I have spent a few hours on this and came up with a little core hack (I hate doing this, but generally leads to a suggestion as to how to un-hack and achieve same result).
/cake/libs/controller/controller.php: #1066 (Edit)
Change $parameters = compact(‘conditions’); to
$parameters = compact(‘conditions’, ‘fields’);
/cake/libs/model/model.php #2042 (New line)
if (is_array($query['fields']) && stristr($query['fields'][0], ‘distinct ‘)) $query['fields'] = $query['fields'][0];
The first hack passes your fields array to the find(‘count’) call and the second hack then checks to see if the first field array value (normally your main models primary id) is DISTINCT.

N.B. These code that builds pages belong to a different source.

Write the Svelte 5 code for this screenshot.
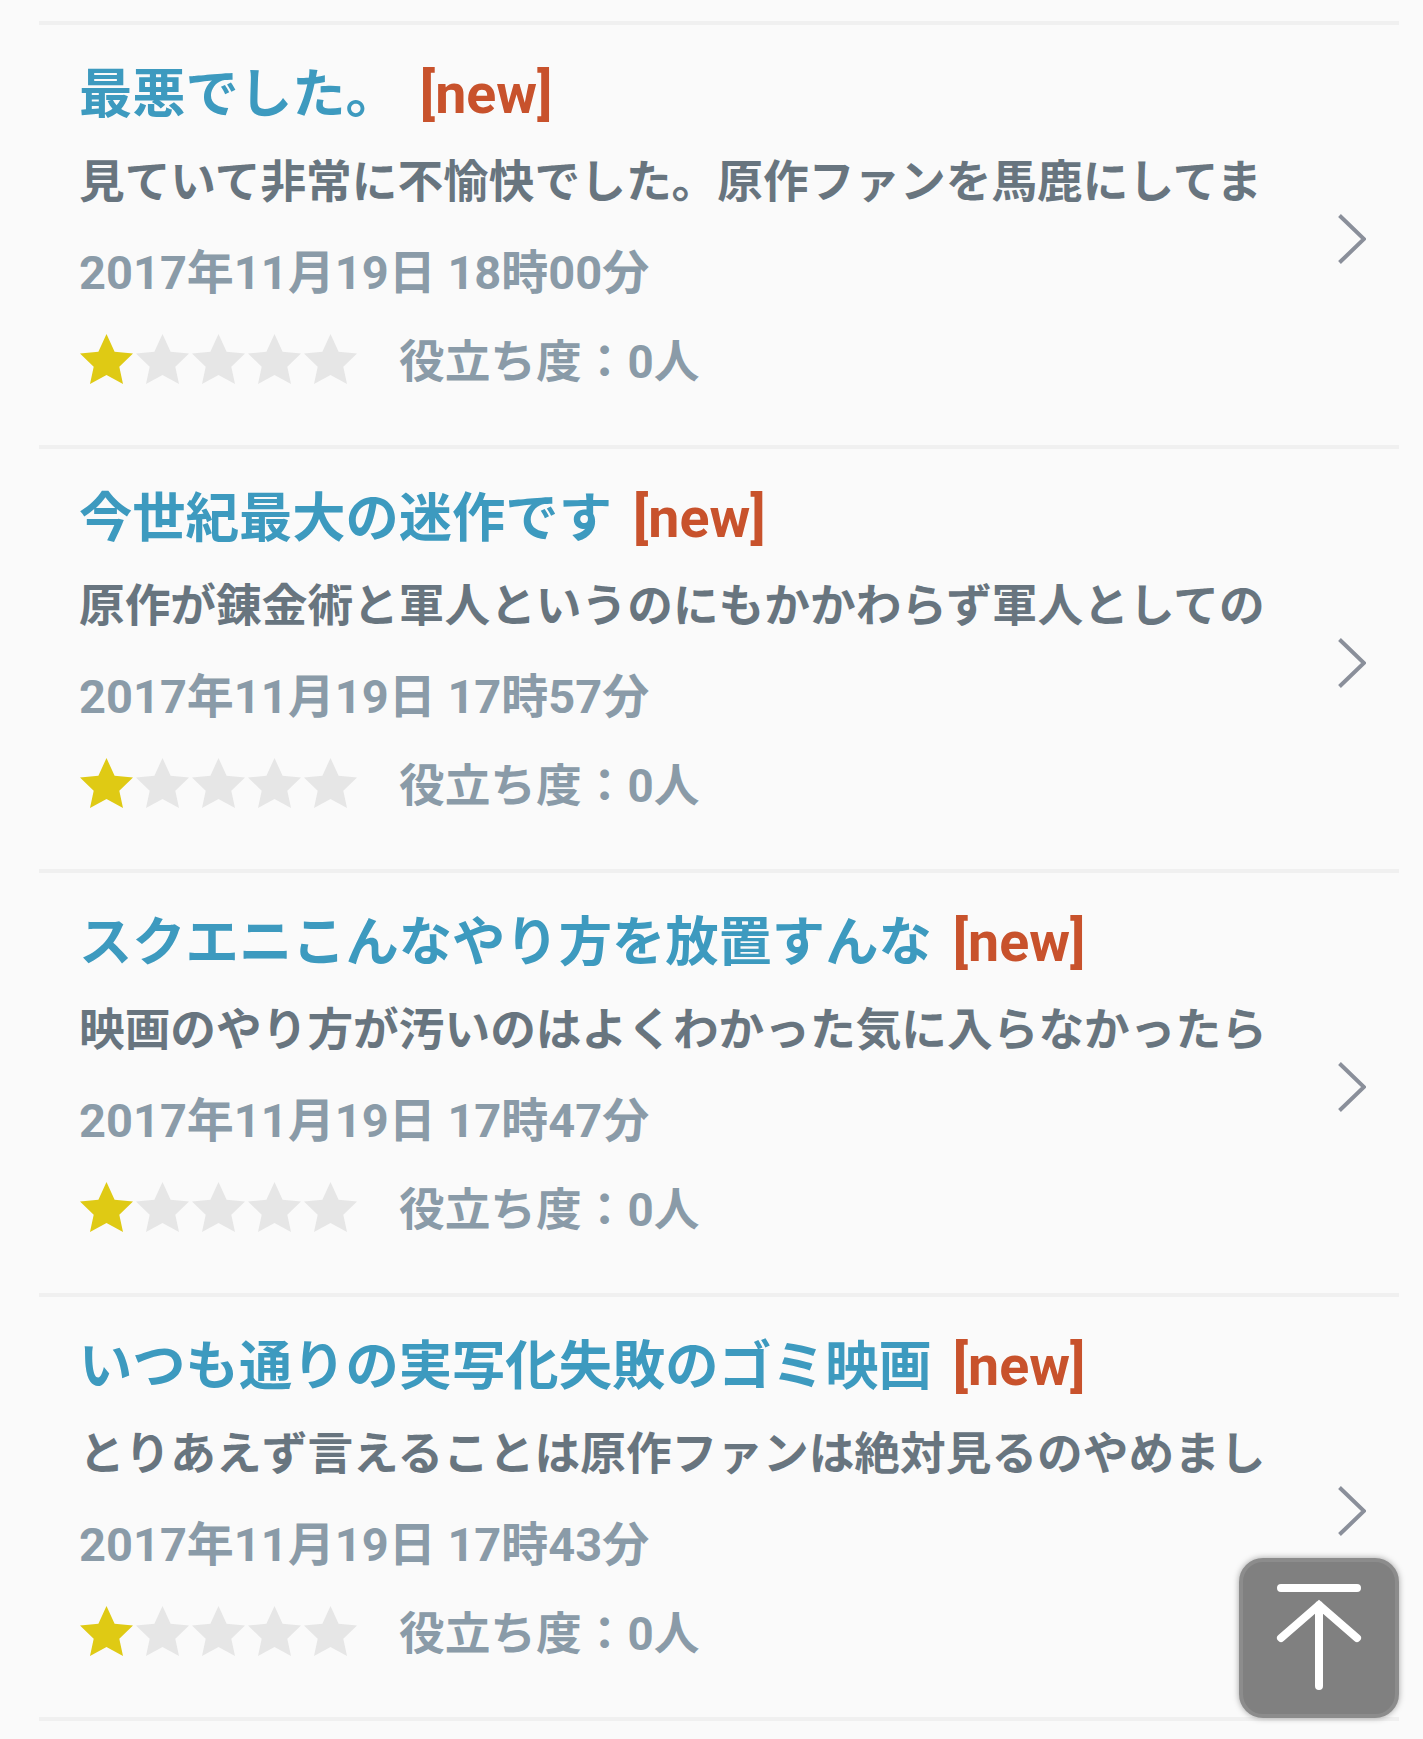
<script>
  const reviews = [
    {
      title: '最悪でした。',
      body: '見ていて非常に不愉快でした。原作ファンを馬鹿にしてま',
      date: '2017年11月19日 18時00分'
    },
    {
      title: '今世紀最大の迷作です',
      body: '原作が錬金術と軍人というのにもかかわらず軍人としての',
      date: '2017年11月19日 17時57分'
    },
    {
      title: 'スクエニこんなやり方を放置すんな',
      body: '映画のやり方が汚いのはよくわかった気に入らなかったら',
      date: '2017年11月19日 17時47分'
    },
    {
      title: 'いつも通りの実写化失敗のゴミ映画',
      body: 'とりあえず言えることは原作ファンは絶対見るのやめまし',
      date: '2017年11月19日 17時43分'
    }
  ];

  const stars = [1, 2, 3, 4, 5];
  const rating = 1;
</script>

<div class="list">
  {#each reviews as review}
    <div class="review">
      <div class="content">
        <div class="title">
          <span>{review.title}</span><span class="new">[new]</span>
        </div>
        <div class="body">{review.body}</div>
        <div class="date">{review.date}</div>
        <div class="meta">
          <div class="stars">
            {#each stars as n}
              <svg class="star" viewBox="0 0 53 50" class:on={n <= rating}>
                <polygon points="26.5,0 34.6,17.8 53,19.4 39.3,32.8 43,50 26.5,41 10,50 13.7,32.8 0,19.4 18.4,17.8" />
              </svg>
            {/each}
          </div>
          <span class="useful">役立ち度：0人</span>
        </div>
      </div>
      <svg class="chevron" viewBox="0 0 28 50">
        <path d="M1.5 1.5 L26 25 L1.5 48.5" />
      </svg>
    </div>
  {/each}
</div>

<button class="to-top" aria-label="ページトップへ">
  <svg viewBox="0 0 152 152">
    <path d="M38 26 H114 M38 76 L76 43 L114 76 M76 43 V124" />
  </svg>
</button>

<style>
  :global(body) {
    background: #fafafa;
    font-family: Roboto, "Noto Sans CJK JP", sans-serif;
  }

  .list {
    height: 1739px;
    box-sizing: border-box;
    padding: 21px 24px 0 39px;
    overflow: hidden;
  }

  .review {
    height: 424px;
    box-sizing: border-box;
    display: flex;
    align-items: center;
    border-top: 4px solid #f0f0f0;
    padding: 8px 33px 0 40px;
  }

  .review:last-child {
    height: 428px;
    border-bottom: 4px solid #f0f0f0;
  }

  .content {
    flex: 1;
    min-width: 0;
    align-self: flex-start;
    padding-top: 24px;
    font-weight: 700;
  }

  .title {
    height: 76px;
    font-size: 53.3px;
    line-height: 76px;
    color: #3d9abf;
    white-space: nowrap;
  }

  .new {
    margin-left: 21px;
    font-size: 55.5px;
    color: #c8522c;
  }

  .body {
    height: 60px;
    margin-top: 20px;
    font-size: 45.7px;
    line-height: 60px;
    color: #68757f;
    white-space: nowrap;
  }

  .date {
    margin-top: 30px;
    font-size: 47px;
    line-height: 60px;
    color: #8a9ba8;
  }

  .meta {
    display: flex;
    align-items: center;
    margin-top: 30px;
  }

  .stars {
    display: flex;
    gap: 3px;
    margin: -8px 0 0 1px;
  }

  .star {
    width: 53px;
    height: 50px;
    fill: #e6e6e6;
  }

  .star.on {
    fill: #dfca14;
  }

  .useful {
    margin-left: 42px;
    font-size: 45.7px;
    line-height: 60px;
    color: #8a9ba8;
  }

  .chevron {
    flex: none;
    width: 28px;
    height: 50px;
    fill: none;
    stroke: #8a8f9a;
    stroke-width: 4;
  }

  .to-top {
    position: fixed;
    left: 1239px;
    top: 1558px;
    width: 160px;
    height: 160px;
    padding: 0;
    border: 4px solid #8c8c8c;
    border-radius: 24px;
    background: #808080;
    box-shadow: 0 0 6px rgba(0, 0, 0, 0.35);
    box-sizing: border-box;
  }

  .to-top svg {
    display: block;
    width: 152px;
    height: 152px;
    fill: none;
    stroke: #fff;
    stroke-width: 8;
    stroke-linecap: round;
  }
</style>
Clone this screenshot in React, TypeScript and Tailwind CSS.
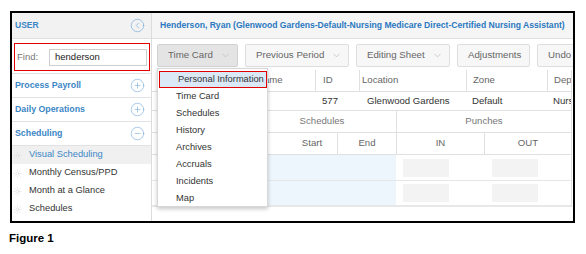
import { CircleChevronLeft, CirclePlus, CircleMinus, ChevronDown, Sun } from 'lucide-react';

const menuItems = [
  'Personal Information',
  'Time Card',
  'Schedules',
  'History',
  'Archives',
  'Accruals',
  'Incidents',
  'Map',
];

function ToolButton({ label, active, chevron, width }: { label: string; active?: boolean; chevron?: boolean; width: string }) {
  return (
    <div
      className={`flex h-[23px] shrink-0 items-center justify-between overflow-hidden rounded-[2px] border pl-[10px] pr-[6px] text-[9.7px] text-[#666] ${width} ${
        active ? 'border-[#d2d2d2] bg-[#e4e4e4]' : 'border-[#dedede] bg-[#f7f7f7]'
      }`}
    >
      <span className="whitespace-nowrap">{label}</span>
      {chevron && <ChevronDown className="h-[11px] w-[11px] text-[#aaa]" strokeWidth={1.2} />}
    </div>
  );
}

function SideSection({ label, open }: { label: string; open?: boolean }) {
  return (
    <div className="flex h-[24px] items-center justify-between border-b border-[#e2e2e2] pl-[3px] pr-[6px]">
      <span className="text-[8.8px] font-bold text-[#3b86c6]">{label}</span>
      {open ? (
        <CircleMinus className="h-[15px] w-[15px] text-[#79acdb]" strokeWidth={1} />
      ) : (
        <CirclePlus className="h-[15px] w-[15px] text-[#79acdb]" strokeWidth={1} />
      )}
    </div>
  );
}

function SubItem({ label, active }: { label: string; active?: boolean }) {
  return (
    <div className={`flex h-[18px] items-center gap-[7px] pl-[1px] ${active ? 'bg-[#f0f0f0]' : ''}`}>
      <Sun className="h-[9px] w-[9px] text-[#d5d5d5]" strokeWidth={1.5} />
      <span className={`text-[9.3px] ${active ? 'text-[#3b86c6]' : 'text-[#333]'}`}>{label}</span>
    </div>
  );
}

export default function App() {
  return (
    <div className="h-[254px] w-[586px] bg-white pt-[11px] font-['Liberation_Sans',Arial,sans-serif]">
      <div className="ml-[10px] flex h-[212px] w-[565px] overflow-hidden border-2 border-black">
        {/* Sidebar */}
        <div className="flex w-[140px] shrink-0 flex-col border-r border-[#dcdcdc]">
          <div className="flex h-[26px] items-center justify-between border-b border-[#e0e0e0] bg-[#f2f2f2] pl-[3px] pr-[6px]">
            <span className="text-[8.5px] font-bold text-[#3b86c6]">USER</span>
            <CircleChevronLeft className="h-[15px] w-[15px] text-[#6ea6d8]" strokeWidth={1} />
          </div>
          <div className="h-[35px] border-b border-[#e2e2e2] pl-[2px] pr-[1px] pt-[4px]">
            <div className="flex h-[28px] items-center border border-[#e00000] pl-[2px] pr-[2px]">
              <span className="w-[32px] text-[9.5px] text-[#777]">Find:</span>
              <div className="flex h-[17px] flex-1 items-center border border-[#cfcfcf] pl-[5px] text-[9.5px] text-[#222]">
                henderson
              </div>
            </div>
          </div>
          <SideSection label="Process Payroll" />
          <SideSection label="Daily Operations" />
          <SideSection label="Scheduling" open />
          <SubItem label="Visual Scheduling" active />
          <SubItem label="Monthly Census/PPD" />
          <SubItem label="Month at a Glance" />
          <SubItem label="Schedules" />
        </div>

        {/* Main area */}
        <div className="relative flex min-w-0 flex-1 flex-col overflow-hidden">
          <div className="flex h-[26px] shrink-0 items-center border-b border-[#e0e0e0] bg-[#f5f5f5] pl-[8px]">
            <span className="whitespace-nowrap text-[8.6px] font-bold text-[#2a78c0]">
              Henderson, Ryan (Glenwood Gardens-Default-Nursing Medicare Direct-Certified Nursing Assistant)
            </span>
          </div>

          <div className="flex h-[31px] shrink-0 gap-[7px] overflow-hidden pl-[5px] pt-[5px]">
            <ToolButton label="Time Card" active chevron width="w-[81px]" />
            <ToolButton label="Previous Period" chevron width="w-[104px]" />
            <ToolButton label="Editing Sheet" chevron width="w-[94px]" />
            <ToolButton label="Adjustments" width="w-[73px]" />
            <ToolButton label="Undo All Changes" width="w-[90px]" />
          </div>

          {/* Table */}
          <div className="w-[420px] border-r border-[#e0e0e0] text-[9.6px]">
            <div className="flex h-[22px] border-b border-[#e0e0e0] text-[#666]">
              <div className="w-[98px] shrink-0" />
              <div className="flex w-[65px] shrink-0 items-center pl-[7px]">Name</div>
              <div className="flex w-[44px] shrink-0 items-center border-l border-[#e0e0e0] pl-[7px]">ID</div>
              <div className="flex w-[107px] shrink-0 items-center border-l border-[#e0e0e0] pl-[2px]">Location</div>
              <div className="flex w-[81px] shrink-0 items-center border-l border-[#e0e0e0] pl-[6px]">Zone</div>
              <div className="flex min-w-0 flex-1 items-center overflow-hidden whitespace-nowrap border-l border-[#e0e0e0] pl-[6px]">Department</div>
            </div>
            <div className="flex h-[19px] border-b border-[#e0e0e0] text-[#333]">
              <div className="w-[163px] shrink-0" />
              <div className="flex w-[44px] shrink-0 items-center pl-[7px]">577</div>
              <div className="flex w-[107px] shrink-0 items-center pl-[8px]">Glenwood Gardens</div>
              <div className="flex w-[81px] shrink-0 items-center pl-[6px]">Default</div>
              <div className="flex min-w-0 flex-1 items-center overflow-hidden whitespace-nowrap pl-[6px]">Nursing</div>
            </div>
            <div className="flex h-[22px] border-b border-[#e0e0e0] text-[#777]">
              <div className="w-[96px] shrink-0" />
              <div className="flex w-[148px] shrink-0 items-center justify-center">Schedules</div>
              <div className="flex flex-1 items-center justify-center border-l border-[#e0e0e0]">Punches</div>
            </div>
            <div className="flex h-[22px] border-b border-[#e0e0e0] text-[#666]">
              <div className="w-[135px] shrink-0" />
              <div className="flex w-[50px] shrink-0 items-center justify-center">Start</div>
              <div className="flex w-[59px] shrink-0 items-center justify-center border-l border-[#e0e0e0]">End</div>
              <div className="flex w-[88px] shrink-0 items-center justify-center border-l border-[#e0e0e0]">IN</div>
              <div className="flex flex-1 items-center justify-center border-l border-[#e0e0e0]">OUT</div>
            </div>
            {[0, 1].map((r) => (
              <div key={r} className={`flex h-[26px] ${r === 0 ? 'border-b border-[#e6e6e6]' : 'border-b-2 border-[#e8e8e8]'}`}>
                <div className="w-[98px] shrink-0" />
                <div className="w-[146px] shrink-0 bg-[#eef6fd]" />
                <div className="flex w-[88px] shrink-0 items-center pl-[7px]">
                  <div className="h-[18px] w-[46px] bg-[#f3f3f3]" />
                </div>
                <div className="flex flex-1 items-center pl-[8px]">
                  <div className="h-[18px] w-[46px] bg-[#f3f3f3]" />
                </div>
              </div>
            ))}
          </div>

          {/* Dropdown menu */}
          <div className="absolute left-[5px] top-[55px] h-[139px] w-[111px] border border-[#d8d8d8] bg-white pt-[2px] shadow-[0_2px_4px_rgba(0,0,0,0.22)]">
            {menuItems.map((item, i) => (
              <div
                key={item}
                className={`flex h-[17px] items-center whitespace-nowrap pl-[18px] text-[9.3px] text-[#333] ${
                  i === 0 ? 'ml-[1px] border-[1.5px] border-[#e00000] bg-[#dbe9f7] pl-[16px]' : ''
                }`}
              >
                {item}
              </div>
            ))}
          </div>
        </div>
      </div>
      <div className="ml-[9px] mt-[7px] text-[11.5px] font-bold text-black">Figure 1</div>
    </div>
  );
}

If it is, it overwrites $query['fields'] to with $query['fields'][0] to satisfy the elseif(is_string()) check that already exists. This makes $db->calculate generate a query with COUNT(Model.primary_id) rather than COUNT(*) giving me the right paginate count INT.
Anyone know if we can implement this change without hacking the core?
@Paul Gardner
In order to make the “fake” bind work with pagination, you need to pass a false param. That makes the bind permanent and will be used with both the first (count) query and the second query, which actually fetches the results.
I don’t have that feature built-in in he behavior, but it should be extremely easy to add.
Hacking the core, is just not a good idea :)
@teknoid: that is true for most cases, but as paginate’s core Model::_findCount() method always does its counts as COUNT(*) when you are searching for Posts using say 3 tags and one post matches all 3 tags, then it counts the Post 3 times even if you have DISTINCT Post.id in your field list.
My hack, which I hate doing and don’t recommend to anyone, checks to see if my field list has DISTINCT Post.id as the first value in my fields array and if so use COUNT(Post.id).